Toni Kipnis has made many adjustments since her husband died of a heart attack in 1992.
She has coped with aching loneliness. And caring for her San Francisco house alone has been challenging.
“It’s very tough. It’s a lot to do,” the 69-year-old Kipnis said. “Some of the things we could do together, such as work out in the yard or move things…I no longer have somebody to help me do them.”
So last year, when volunteers from a program called Sukkot in April spent a Sunday painting Kipnis’ Excelsior District home from a “sickening green” to a warm beige, it made a world of difference for the widow.
“They really, really improved the looks of it,” she said. “Everybody was impressed — my neighbors, my friends. It looked like a million dollars compared to how it looked” before.
This year, for the third time, hundreds of volunteers from the Jewish community will fan out to refurbish local homes and community institutions.
According to Sukkot in April coordinator Dee-Dee Sberlo, more than 500 volunteers will spend Sunday, April 25 sprucing up local buildings in need of a facelift.
Their targets will include homes of low-income, elderly and disabled residents. At Guerrero House, a San Francisco facility for homeless youth, volunteers will paint bedrooms, fix banisters and replace the kitchen floor.
They will paint the interior of the city’s San Cristina, which houses formerly homeless individuals with mental health problems. At an elementary school in Potrero Hill, volunteers will paint a mural and fix broken benches.
Down in San Jose, volunteers will help transform the Alliance for Community Care, a provider of mental health services.
Sukkot in April “is a one-day-a-year opportunity for the entire Jewish community to come together and perform this giant mitzvah,” Sberlo said. The event grew out of mitzvah days staged by area synagogues, Jewish day schools and community groups.
April 25 volunteers will range in age from students to seniors and come from more than 33 Jewish organizations. In many cases, they will not only spruce up buildings, but spirits as well.
Last year, “the people who did the work were very friendly, very helpful,” Kipnis said. “It made me feel really good. It made me feel there are people that don’t even know me that care enough to do this for me.”

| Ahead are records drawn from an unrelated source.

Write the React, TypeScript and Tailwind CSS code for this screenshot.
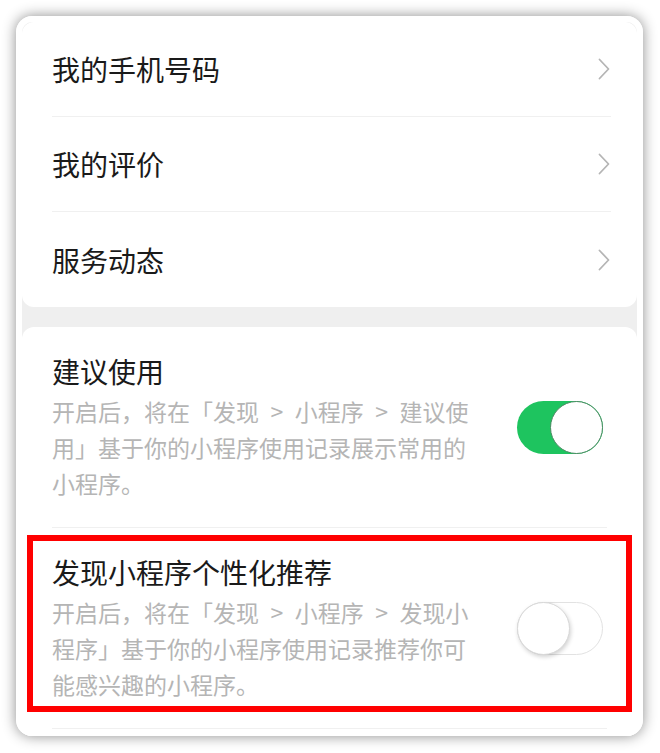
import React from 'react'

const font = { fontFamily: '"Noto Sans CJK SC", "Noto Sans", sans-serif' }

function Chevron() {
  return (
    <svg width="14" height="24" viewBox="0 0 14 24" fill="none">
      <path d="M2.5 2.5 L11.5 12 L2.5 21.5" stroke="#b5b5b5" strokeWidth="1.8" strokeLinecap="round" strokeLinejoin="round" />
    </svg>
  )
}

function Toggle({ on }: { on: boolean }) {
  if (on) {
    return (
      <div className="relative h-[53px] w-[86px] shrink-0 rounded-full bg-[#1ec45f]">
        <div className="absolute right-0 top-0 h-[53px] w-[53px] rounded-full border-[1.5px] border-[#4a8a62] bg-white" />
      </div>
    )
  }
  return (
    <div className="relative h-[53px] w-[86px] shrink-0 rounded-full border border-[#e2e2e2] bg-white">
      <div className="absolute left-[-1px] top-[-1px] h-[53px] w-[53px] rounded-full border border-[#d8d8d8] bg-white shadow-[1px_2px_4px_rgba(0,0,0,0.18)]" />
    </div>
  )
}

const links = ['我的手机号码', '我的评价', '服务动态']

// en spaces round the ">" so the breadcrumbs take the reference's width
const sep = '\u2002>\u2002'

function SwitchItem({ title, desc, on, marked }: { title: string; desc: string; on: boolean; marked?: boolean }) {
  return (
    <div className="relative flex items-center justify-between pb-[26px] pl-[30px] pr-[34px] pt-[26px]">
      <div className="w-[424px]">
        <div className="text-[28px] leading-[36px] text-[#1a1a1a]">{title}</div>
        <div className="mt-[4px] text-[23px] leading-[36px] text-[#b5b5b5]">{desc}</div>
      </div>
      <Toggle on={on} />
      {marked && <div className="absolute bottom-[16px] left-[5px] right-[5px] top-[7px] border-[6px] border-[#ff0000]" />}
    </div>
  )
}

export default function App() {
  return (
    <div className="min-h-[753px] bg-white pb-[17px] pl-[16px] pr-[17px] pt-[16px]" style={font}>
      <div className="h-[720px] overflow-hidden rounded-[16px] bg-[#efefef] shadow-[0_0_14px_rgba(0,0,0,0.45)] ring-[6px] ring-inset ring-white">
        <div className="flex flex-col gap-[20px] p-[6px]">
          <div className="rounded-[12px] bg-white px-[30px]">
            {links.map((t, i) => (
              <div key={t} className={'flex h-[95px] items-center justify-between -mr-[4px] ' + (i < links.length - 1 ? 'border-b border-[#f0f0f0]' : '')}>
                <span className="text-[28px] text-[#1a1a1a]">{t}</span>
                <Chevron />
              </div>
            ))}
          </div>
          <div className="rounded-[12px] bg-white">
            <div className="mx-[30px] border-b border-[#f0f0f0]">
              <div className="-mx-[30px]">
                <SwitchItem
                  title="建议使用"
                  desc={`开启后，将在「发现${sep}小程序${sep}建议使用」基于你的小程序使用记录展示常用的小程序。`}
                  on
                />
              </div>
            </div>
            <div className="mx-[30px] border-b border-[#f0f0f0]">
              <div className="-mx-[30px]">
                <SwitchItem
                  title="发现小程序个性化推荐"
                  desc={`开启后，将在「发现${sep}小程序${sep}发现小程序」基于你的小程序使用记录推荐你可能感兴趣的小程序。`}
                  on={false}
                  marked
                />
              </div>
            </div>
            <div className="h-[20px]" />
          </div>
        </div>
      </div>
    </div>
  )
}
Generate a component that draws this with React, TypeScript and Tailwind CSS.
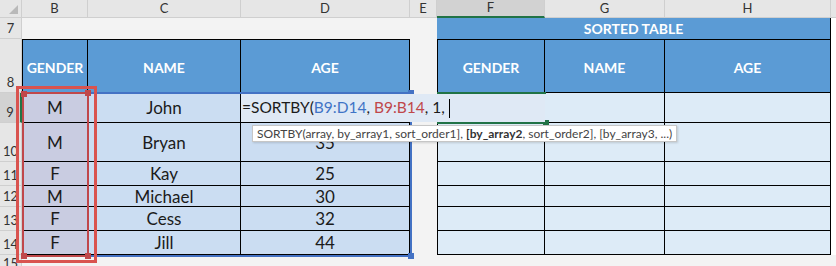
import React from "react";

const COLS = ["B", "C", "D", "E", "F", "G", "H"];

const data = [
  ["M", "John", ""],
  ["M", "Bryan", "35"],
  ["F", "Kay", "25"],
  ["M", "Michael", "30"],
  ["F", "Cess", "32"],
  ["F", "Jill", "44"],
];

const font = { fontFamily: "Lato, 'Open Sans', sans-serif" };

function Handle({ className }: { className: string }) {
  return <div className={"absolute h-[6px] w-[6px] " + className} />;
}

export default function App() {
  return (
    <div className="relative h-[266px] w-[836px] overflow-hidden bg-[#f3f3f3]" style={font}>
      <div className="grid grid-cols-[22px_66px_153px_169px_27px_108px_120px_166px_1fr] grid-rows-[18px_21px_54px_30px_39px_24px_21px_24px_24px_1fr]">
        {/* column letters */}
        <div className="relative border-b border-r border-[#cfcfcf] bg-[#e6e6e6]">
          <div className="absolute bottom-[3px] right-[3px] h-0 w-0 border-b-[9px] border-l-[9px] border-b-[#b9b9b9] border-l-transparent" />
        </div>
        {COLS.map((c) => (
          <div
            key={c}
            className={
              c === "F"
                ? "flex items-center justify-center border-b-2 border-r border-b-[#217346] border-r-[#cfcfcf] bg-[#d2d2d2] text-[13px] text-[#333]"
                : "flex items-center justify-center border-b border-r border-[#cfcfcf] bg-[#e6e6e6] text-[13px] text-[#333]"
            }
          >
            {c}
          </div>
        ))}
        <div className="border-b border-[#cfcfcf] bg-[#e6e6e6]" />

        {/* row 7 */}
        <RowHead n={7} />
        <div className="col-span-4" />
        <div className="col-span-3 flex items-center justify-center border-r border-black bg-[#5b9bd5] text-[14px] font-bold text-white">
          SORTED TABLE
        </div>
        <div className="bg-white" />

        {/* row 8 headers */}
        <RowHead n={8} />
        {["GENDER", "NAME", "AGE"].map((t, i) => (
          <div
            key={"l" + t}
            className={
              "flex items-center justify-center border-b border-r border-t border-black bg-[#5b9bd5] pt-[2px] text-[14px] font-bold text-white " +
              (i === 0 ? "border-l" : "")
            }
          >
            {t}
          </div>
        ))}
        <div />
        {["GENDER", "NAME", "AGE"].map((t, i) => (
          <div
            key={"r" + t}
            className={
              "flex items-center justify-center border-b border-r border-t border-black bg-[#5b9bd5] pt-[2px] text-[14px] font-bold text-white " +
              (i === 0 ? "border-l" : "")
            }
          >
            {t}
          </div>
        ))}
        <div className="bg-white" />

        {/* data rows */}
        {data.map((r, ri) => (
          <React.Fragment key={ri}>
            <RowHead n={9 + ri} active={ri === 0} />
            {r.map((v, ci) => (
              <div
                key={ci}
                className={
                  "flex items-center justify-center border-b border-r border-black text-[17px] leading-none text-[#1b1b1b] " +
                  (ci === 0 ? "border-l bg-[#c9cce1] " : "bg-[#cbddf2] ")
                }
              >
                {v}
              </div>
            ))}
            <div />
            {[0, 1, 2].map((k) => (
              <div
                key={"e" + k}
                className={
                  "border-b border-r border-black bg-[#ddebf7] " + (k === 0 ? "border-l" : "")
                }
              />
            ))}
            <div className="bg-white" />
          </React.Fragment>
        ))}

        {/* row 15 */}
        <RowHead n={15} />
        <div className="col-span-8" />
      </div>

      {/* active cell F9 */}
      <div className="absolute left-[437px] top-[92px] h-[32px] w-[109px] border-b-2 border-t-2 border-[#217346]">
        <Handle className="-bottom-[4px] -right-[3px] bg-[#217346]" />
      </div>

      {/* blue reference B9:D14 */}
      <div className="absolute left-[22px] top-[92px] h-[165px] w-[390px] border-2 border-[#4472c4]">
        <Handle className="-right-[4px] -top-[4px] bg-[#4472c4]" />
        <Handle className="-bottom-[4px] -right-[4px] bg-[#4472c4]" />
      </div>

      {/* editing box over D9:F9 */}
      <div className="absolute left-[241px] top-[94px] flex h-[28px] w-[304px] items-center bg-[#dfe9f5] pl-[1px] text-[15.5px] leading-none text-[#1b1b1b]">
        <span>=SORTBY(</span>
        <span className="text-[#3f74c6]">B9:D14</span>
        <span className="whitespace-pre">, </span>
        <span className="text-[#c0474a]">B9:B14</span>
        <span className="whitespace-pre">, 1, </span>
        <span className="h-[19px] w-px bg-black" />
      </div>

      {/* red reference B9:B14 */}
      <div className="absolute left-[22px] top-[92px] h-[165px] w-[67px] border-2 border-[#c0474a]">
        <Handle className="-left-[3px] -top-[3px] bg-[#c0474a]" />
        <Handle className="-right-[4px] -top-[4px] bg-[#c0474a]" />
        <Handle className="-bottom-[4px] -left-[3px] bg-[#c0474a]" />
        <Handle className="-bottom-[4px] -right-[4px] bg-[#c0474a]" />
      </div>

      {/* annotation box */}
      <div className="absolute left-[16px] top-[86px] h-[177px] w-[81px] border-[3px] border-[#d9534f]" />

      {/* tooltip */}
      <div className="absolute left-[252px] top-[125px] flex h-[17px] items-center border border-[#c6c6c6] bg-white px-[4px] text-[12px] leading-none text-[#444] shadow-[1px_1px_2px_rgba(0,0,0,0.15)]">
        SORTBY(array, by_array1, sort_order1],&nbsp;<b className="text-[#333]">[by_array2</b>, sort_order2], [by_array3, ...)
      </div>
    </div>
  );
}

function RowHead({ n, active }: { n: number; active?: boolean }) {
  return (
    <div
      className={
        "flex items-end justify-center border-b border-[#cfcfcf] pb-[1px] text-[13px] leading-[17px] text-[#333] " +
        (active ? "border-r-2 border-r-[#217346] bg-[#d2d2d2]" : "border-r border-r-[#cfcfcf] bg-[#e6e6e6]")
      }
    >
      {n}
    </div>
  );
}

The volunteers will know about their site’s owners before arriving to start work. This year, students from San Francisco high schools have taken oral histories of homeowners. These written accounts will be passed on to project captains, who in turn will relay the information to their teams. That way, “when they come into the person’s home, they have a sense of the person and their family,” Sberlo said.
Sukkot in April coordinators work closely with those organizing Christmas in April, which involves community workdays across the country. In some cases, Sukkot in April volunteers will finish the labor of Christmas in April participants, who will work the day before their Jewish counterparts.
Much preparation goes into readying the sites for work. Project captains visit the locations to assess the need for labor and supplies. And people schooled in occupational hazards check the sites for potential safety pitfalls.
“It takes an entire year to plan this one day,” Sberlo reported.
Major funders for this year’s Sukkot in April include Christmas in April, the Koret Foundation, Walter & Elise Haas Fund, Lisa and Douglas Goldman Fund and Emanu-El Community Fund. Volunteers will be asked to make a $10 contribution to help cover costs.
This year, for the first time, volunteers will meet for a post-event party to celebrate the fruits of their labors.
“Everybody will come together paint-splattered, in dirty clothes for an esprit de corps,” Sberlo said. “We’ll high-five each other on a day of work well done.”